We can make progress by splitting this integral

\zeta(z)= \frac{1}{\Gamma(z)}\int\limits_0^1 dx\,\frac{x^{z-1}}{e^x-1} + \frac{1}{\Gamma(z)}\int\limits_1^\infty dx\,\frac{x^{z-1}}{e^x-1} \equiv \frac{1}{\Gamma(z)}\int\limits_0^1 dx\,\frac{x^{z-1}}{e^x-1} + \frac{S(z)}{\Gamma(z)},


S(z)= \int\limits_1^\infty dx\,\frac{x^{z-1}}{e^x-1}

is an entire function.

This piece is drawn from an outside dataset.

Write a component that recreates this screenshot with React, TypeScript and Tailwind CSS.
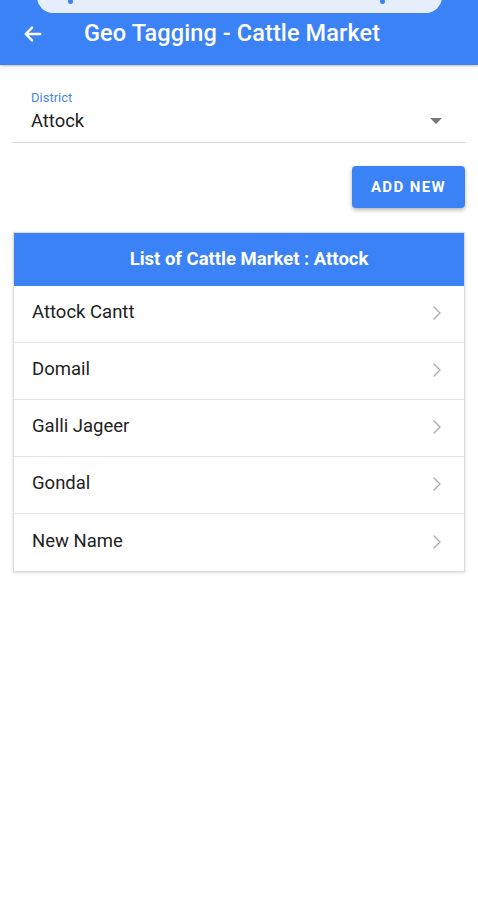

We subtract it from the zeta function and make a Taylor expansion in the denominator:

\zeta(z)-\frac{S(z)}{\Gamma(z)}= \frac{1}{\Gamma(z)}\int\limits_0^1 dx\,\frac{x^{z-1}}{x+\frac{x^2}{2}+\frac{x^3}{6}+\dots}

and then expand the denominator (which is valid in the interval of integration)

\zeta(z)-\frac{S(z)}{\Gamma(z)}= \frac{1}{\Gamma(z)}\int\limits_0^1 dx\,x^{z-2}\Bigl[1-\Bigl(\frac{x}{2}+\frac{x^2}{6}\Bigr)+\Bigl(\frac{x}{2}+\frac{x^2}{6}\Bigr)^2+\dots\Bigr]

Now integrate term by term

\zeta(z)-\frac{S(z)}{\Gamma(z)}= \frac{1}{\Gamma(z)}\Bigl[\frac{1}{z-1}-\frac{1}{2z}+\frac{1}{12(z+1)}+\dots\Bigr]

Now we’re in business! Note that \frac{1}{\Gamma(z)} is an entire function with zeroes at z=0,-1,-2, \dots. That means that for the point of interest the term proportional to S(z) vanishes and with the help of

\Gamma(z) = \frac{\Gamma(z+2)}{z(z+1)}

we can take the limit

\zeta(-1)= \lim\limits_{z\to -1}\frac{1}{\Gamma(z+2)}\Bigl[\frac{z(z+1)}{z-1}-\frac{z+1}{2}+\frac{z}{12}+(z+1)\times \dots\Bigr]

which yields

\zeta(-1) = -\frac{1}{12}

We also see that the other terms indicated by the ellipses don’t contribute.


About goobypl5

pizza baker, autodidact, particle physicist
This entry was posted in Math and tagged , , . Bookmark the permalink.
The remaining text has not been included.